CAS : Muhammad Yunus et le microcrédit
Muhammad Yunus a développé une forme innovante de crédit, le microcrédit, à destination des plus pauvres, de ceux qui ne pouvaient pas en obtenir des banques classiques. La réussite de cette ambition tient notamment à l'affirmation d'un vrai leadership.

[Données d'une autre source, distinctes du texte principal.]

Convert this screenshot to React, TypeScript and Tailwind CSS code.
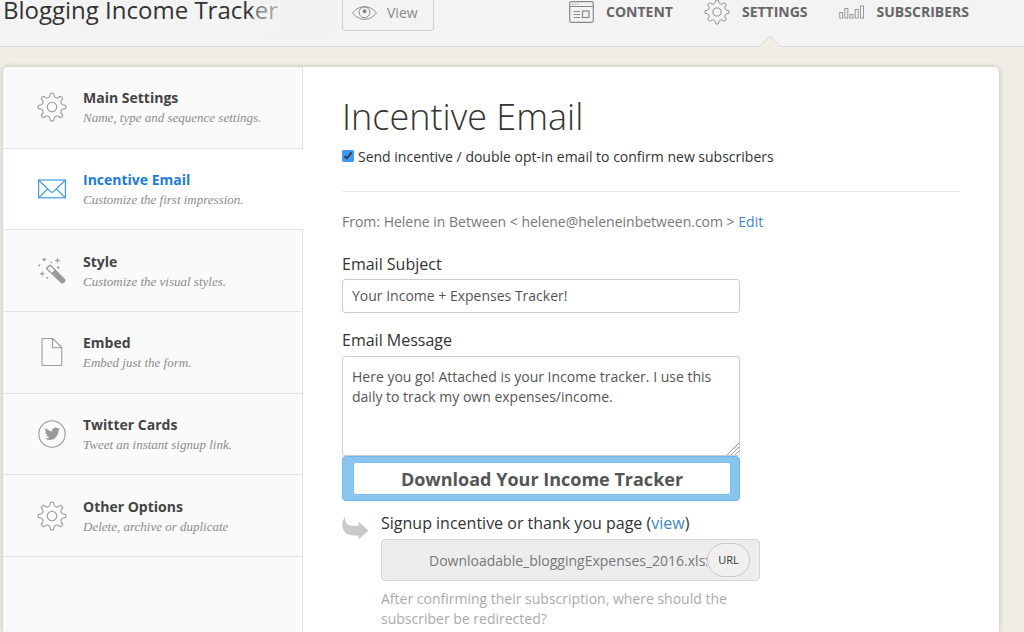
import type { ReactNode } from 'react';

const polar = (radius: number, degrees: number) => {
  const a = ((degrees - 90) * Math.PI) / 180;
  return `${(15 + radius * Math.cos(a)).toFixed(2)} ${(15 + radius * Math.sin(a)).toFixed(2)}`;
};

const gearPath =
  Array.from({ length: 8 }, (_, i) => {
    const a = i * 45;
    return [
      `${i === 0 ? 'M' : 'L'}${polar(13.6, a - 7)}`,
      `Q${polar(14.4, a)} ${polar(13.6, a + 7)}`,
      `L${polar(11.6, a + 10)}`,
      `C${polar(9.6, a + 16)} ${polar(9.6, a + 29)} ${polar(11.6, a + 35)}`,
    ].join(' ');
  }).join(' ') + ' Z';

function GearIcon({ className }: { className: string }) {
  return (
    <svg viewBox="0 0 30 30" className={className} fill="none" stroke="currentColor" strokeWidth="1.1" strokeLinejoin="round" aria-hidden="true">
      <path d={gearPath} />
      <circle cx="15" cy="15" r="4.7" />
    </svg>
  );
}

function EyeIcon() {
  return (
    <svg viewBox="0 0 25 14" className="h-[14px] w-[25px]" fill="none" stroke="currentColor" aria-hidden="true">
      <path d="M.6 7C4 2.8 8 .7 12.500 .7S21 2.800 24.400 7C21 11.200 17 13.300 12.500 13.300S4 11.200 .6 7Z" />
      <circle cx="12.500" cy="6.300" r="5.400" />
      <circle cx="12.500" cy="5.300" r="2" fill="currentColor" stroke="none" />
    </svg>
  );
}

function BrowserIcon() {
  return (
    <svg viewBox="0 0 25 22" className="h-[22px] w-[25px]" fill="none" stroke="currentColor" aria-hidden="true">
      <rect x=".7" y=".7" width="23.600" height="20.600" rx="1.500" strokeWidth="1.200" />
      <path d="M1 5.500H24M4.500 10.500H11M4.500 13.500H11M4.500 16.500H11" />
      <path d="M3 3.200h1.200M5.500 3.200h1.200M8 3.200h1.200" />
      <rect x="13.500" y="10" width="6.500" height="6.500" strokeWidth="1.200" />
    </svg>
  );
}

function BarsIcon() {
  return (
    <svg viewBox="0 0 26 14" className="h-[14px] w-[26px]" fill="none" stroke="currentColor" aria-hidden="true">
      <rect x=".7" y="7.500" width="3" height="5.500" />
      <rect x="5.800" y="3.500" width="3" height="9.500" />
      <rect x="11" y="9.500" width="3" height="3.500" />
      <rect x="16.200" y="4.500" width="3" height="8.500" />
      <rect x="21.500" y="1" width="3" height="12" />
    </svg>
  );
}

function MailIcon() {
  return (
    <svg viewBox="0 0 28 20" className="h-5 w-7" fill="none" stroke="currentColor" strokeWidth="1.200" aria-hidden="true">
      <rect x=".6" y="1" width="26.800" height="17.800" />
      <path d="M.8 1.200 11.800 11.800Q14 14.600 16.200 11.800L27.200 1.200M.8 18.600 9.800 9.800M27.200 18.600 18.200 9.800" />
    </svg>
  );
}

function WandIcon() {
  return (
    <svg viewBox="0 0 28 28" className="size-7" aria-hidden="true">
      <path d="M8.300 10.600 11.200 7.900Q12.200 7.200 13.100 8.100L27.200 22.200Q28 23.800 26.800 25.300 25.300 27 23.400 26.500L8.400 12.300Q7.600 11.400 8.300 10.600Z" fill="currentColor" />
      <path d="M9.500 11.500 12.200 9 16.400 13.200 13.900 15.700Z" fill="#fafafa" />
      <g fill="currentColor">
        <path d="M6.200 0 6.900 1.800 8.700 2.500 6.900 3.200 6.200 5 5.500 3.200 3.700 2.500 5.500 1.800Z" />
        <path d="M19.500 .2 20.300 2.700 22.800 3.500 20.300 4.300 19.500 6.800 18.700 4.300 16.200 3.500 18.700 2.700Z" />
        <path d="M20.300 8.300 20.900 9.900 22.500 10.500 20.900 11.100 20.300 12.700 19.700 11.100 18.100 10.500 19.700 9.900Z" />
        <path d="M4.300 13.700 5 16 7.300 16.700 5 17.400 4.300 19.700 3.600 17.400 1.300 16.700 3.600 16Z" />
        <circle cx="1.300" cy="8.500" r=".9" />
        <circle cx="13.300" cy="5.400" r=".8" />
        <circle cx="9.300" cy="20.800" r="1" />
      </g>
    </svg>
  );
}

function PageIcon() {
  return (
    <svg viewBox="0 0 22 30" className="h-[30px] w-[22px]" fill="none" stroke="currentColor" strokeWidth="1.100" aria-hidden="true">
      <path d="M1 1.500H11.800L20.800 10.500V28.500H1ZM11.500 1.500V10.700H20.800" />
    </svg>
  );
}

function TwitterIcon() {
  return (
    <svg viewBox="0 0 28 28" className="size-7" aria-hidden="true">
      <circle cx="14" cy="14" r="13.200" fill="none" stroke="currentColor" strokeWidth="1.100" />
      <path
        transform="translate(6.600 6.100) scale(.64)"
        fill="currentColor"
        d="M23.953 4.570a10 10 0 01-2.825.775 4.958 4.958 0 002.163-2.723c-.951.555-2.005.959-3.127 1.184a4.920 4.920 0 00-8.384 4.482C7.690 8.095 4.067 6.130 1.640 3.162a4.822 4.822 0 00-.666 2.475c0 1.710.870 3.213 2.188 4.096a4.904 4.904 0 01-2.228-.616v.060a4.923 4.923 0 003.946 4.827 4.996 4.996 0 01-2.212.085 4.936 4.936 0 004.604 3.417 9.867 9.867 0 01-6.102 2.105c-.390 0-.779-.023-1.170-.067a13.995 13.995 0 007.557 2.209c9.053 0 13.998-7.496 13.998-13.985 0-.210 0-.420-.015-.630A9.935 9.935 0 0024 4.590z"
      />
    </svg>
  );
}

function ArrowIcon() {
  return (
    <svg viewBox="0 0 27 24" className="h-6 w-[27px] text-[#c9c9c9]" fill="currentColor" aria-hidden="true">
      <path d="M3.200 0C2.200 6.500 5.500 9.700 11 9.800H16.500V5.800L26.500 14.600 16.500 23.600V19.400H11C2 19.400-3.200 10.500 3.200 0Z" />
    </svg>
  );
}

function GripIcon() {
  return (
    <svg viewBox="0 0 12 12" className="pointer-events-none absolute right-px bottom-px size-3" aria-hidden="true">
      <path d="M0 0H12V12H0Z" fill="#fff" />
      <path d="M0 12 12 0M4 12 12 4M8 12 12 8" stroke="#999" fill="none" />
    </svg>
  );
}

type Item = { title: string; note: string; icon: ReactNode; active?: boolean };

const items: Item[] = [
  { title: 'Main Settings', note: 'Name, type and sequence settings.', icon: <GearIcon className="size-[30px]" /> },
  { title: 'Incentive Email', note: 'Customize the first impression.', icon: <MailIcon />, active: true },
  { title: 'Style', note: 'Customize the visual styles.', icon: <WandIcon /> },
  { title: 'Embed', note: 'Embed just the form.', icon: <PageIcon /> },
  { title: 'Twitter Cards', note: 'Tweet an instant signup link.', icon: <TwitterIcon /> },
  { title: 'Other Options', note: 'Delete, archive or duplicate', icon: <GearIcon className="size-[30px]" /> },
];

function Header() {
  return (
    <header className="flex h-[47px] items-start border-b border-[#d9dbda] bg-[#f3f3f3] pr-[55px]">
      <div className="relative w-[342px] shrink-0 pl-[3px]">
        <h1 className="text-[24px] leading-5 whitespace-nowrap text-[#333]">Blogging Income Tracker</h1>
        <div className="absolute top-0 right-[10px] h-9 w-20 bg-linear-to-r from-[#f2f2f2]/30 to-[#f2f2f2] to-60%" />
      </div>
      <button type="button" className="flex h-[31px] shrink-0 items-center gap-[10px] rounded-b border border-t-0 border-[#d0d0d0] pr-[15px] pb-[5px] pl-[9px] text-[14px] text-[#888]">
        <EyeIcon />
        View
      </button>
      <nav className="ml-auto flex gap-[31px] text-[14px] font-bold text-[#666]">
        <a href="#content" className="flex h-6 items-center gap-3">
          <span className="text-[#888]"><BrowserIcon /></span>
          <span className="pb-[2px]">CONTENT</span>
        </a>
        <a href="#settings" aria-current="page" className="relative flex h-6 items-center gap-3">
          <GearIcon className="size-[26px] text-[#888]" />
          <span className="pb-[2px]">SETTINGS</span>
          <svg viewBox="0 0 22 12" className="absolute top-[35px] left-[55px] h-3 w-[22px]" aria-hidden="true">
            <path d="M0 12 11 1 22 12Z" fill="#efede6" />
            <path d="M.5 11.500 11 1 21.500 11.500" fill="none" stroke="#d9dbda" />
          </svg>
        </a>
        <a href="#subscribers" className="flex h-6 items-center gap-3">
          <span className="text-[#999]"><BarsIcon /></span>
          <span className="pb-[2px]">SUBSCRIBERS</span>
        </a>
      </nav>
    </header>
  );
}

function Sidebar() {
  return (
    <aside className="flex w-[300px] shrink-0 flex-col">
      <ul className="grid min-h-[490px] grid-rows-6">
        {items.map((item) => (
          <li key={item.title} className={item.active ? 'border-b border-[#e2e2e2] bg-white' : 'border-r border-b border-[#e2e2e2] bg-[#fafafa]'}>
            <a href="#section" className="flex h-full items-center pl-8">
              <span className={item.active ? 'flex w-[34px] justify-center text-[#3f9be0]' : 'flex w-[34px] justify-center text-[#9a9a9a]'}>{item.icon}</span>
              <span className="flex flex-col pt-[2px] pl-[14px]">
                <span className={item.active ? 'text-[14px] leading-5 font-bold text-[#1c7cd5]' : 'text-[14px] leading-5 font-bold text-[#444]'}>{item.title}</span>
                <span className="font-['Liberation_Serif',serif] text-[13px] leading-5 text-[#8c8c8c] italic">{item.note}</span>
              </span>
            </a>
          </li>
        ))}
      </ul>
      <div className="flex-1 border-r border-[#e2e2e2] bg-[#fafafa]" />
    </aside>
  );
}

function EmailForm() {
  return (
    <main className="min-w-0 flex-1 px-[39px] pt-6">
      <h2 className="text-[36px] leading-[52px] font-light text-[#333]">Incentive Email</h2>
      <label className="mt-[3px] flex h-5 items-center gap-1 text-[14px] text-[#333]">
        <input type="checkbox" defaultChecked className="size-3 accent-[#3b99fc]" />
        Send incentive / double opt-in email to confirm new subscribers
      </label>
      <hr className="mt-[25px] border-[#ebebeb]" />
      <p className="mt-5 text-[14px] leading-5 text-[#777]">
        From: Helene in Between &lt; helene@heleneinbetween.com &gt;{' '}
        <a href="#edit" className="text-[#3f87c7]">Edit</a>
      </p>
      <div className="max-w-[398px]">
        <label htmlFor="subject" className="mt-5 block text-[16px] leading-6 text-[#333]">Email Subject</label>
        <input id="subject" defaultValue="Your Income + Expenses Tracker!" className="mt-[3px] block h-[34px] w-full rounded-[3px] border border-[#ccc] bg-white px-[9px] pb-[2px] text-[14px] text-[#555]" />
        <label htmlFor="message" className="mt-[15px] block text-[16px] leading-6 text-[#333]">Email Message</label>
        <div className="relative mt-1">
          <textarea
            id="message"
            defaultValue="Here you go! Attached is your Income tracker. I use this daily to track my own expenses/income."
            className="block h-[100px] w-full rounded-[3px] border border-[#ccc] bg-white px-[9px] py-[10px] text-[14px] leading-5 text-[#555]"
          />
          <GripIcon />
        </div>
        <div className="rounded border border-[#6fb5e8] bg-[#8ac5ee] py-[5px] pr-2 pl-[10px]">
          <input aria-label="Button text" defaultValue="Download Your Income Tracker" className="block h-[33px] w-full rounded-[3px] border border-[#7cbdea] bg-white text-center text-[18px] font-bold text-[#555]" />
        </div>
      </div>
      <div className="mt-[10px] flex">
        <div className="w-[39px] shrink-0 pt-[5px]"><ArrowIcon /></div>
        <div className="w-full max-w-[379px]">
          <p className="text-[16px] leading-6 text-[#333]">
            <label htmlFor="incentive">Signup incentive or thank you page</label> (<a href="#view" className="text-[#3f87c7]">view</a>)
          </p>
          <div className="mt-1 flex h-[42px] items-center rounded border border-[#d5d5d5] bg-[#ededed] pr-[9px] pl-[47px]">
            <input id="incentive" defaultValue="Downloadable_bloggingExpenses_2016.xlsx" className="min-w-0 flex-1 bg-transparent text-[14px] text-[#777]" />
            <button type="button" className="h-[34px] w-[43px] shrink-0 rounded-full border border-[#c8c8c8] bg-[#efefef] text-[11px] text-[#333]">URL</button>
          </div>
          <p className="mt-2 text-[14px] leading-5 text-[#aaa]">After confirming their subscription, where should the subscriber be redirected?</p>
        </div>
      </div>
    </main>
  );
}

export default function App() {
  return (
    <div className="flex min-h-screen flex-col bg-[#efede6] font-['Open_Sans',sans-serif]">
      <Header />
      <div className="mt-5 mr-[25px] ml-[3px] flex flex-1 overflow-hidden rounded-t-[5px] bg-white shadow-[0_0_5px_rgba(80,70,40,0.3)]">
        <Sidebar />
        <EmailForm />
      </div>
    </div>
  );
}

Muhammad Yunus parvient à donner corps à un rêve. En cela il affirme certes des qualités de manager de projet mais surtout de leader. Décision après décision il montre ses qualités humaines qui sont l'énergie de ce rêve. Il résiste bien entendu aux objections et aux freins nombreux qu'il rencontre. Il prend conscience au fur et à mesure que sa mission est, comme l'a théorisé Schumpeter, de changer un ordre social établi qu'est un marché en l'occurrence celui du secteur bancaire et plus particulièrement de la partie crédit. Il va se montrer tenace et endurant, présent sur le terrain pour expérimenter ses idées, prendre conscience des résistances des " emprunteurs eux-mêmes ". Il découvre que le frein principal est l'illettrisme. Il comprend combien cela est rédhibitoire et surtout bloquant car " déshonorant " pour une personne. Il décide d'aller vers eux, de fermer les premiers bureaux de la Grameen banque qu'il vient de créer. Les commissions de prêt se tiendront dorénavant au coeur des villages, sous un arbre.
Tout fait sens autant dans son but que dans sa manière de s'y prendre. Il est à l'écoute et veut vraiment comprendre les blocages. Cette posture de co-création et sa vision en font un facilitateur. Le concept du microcrédit est aujourd'hui utilisé mondialement.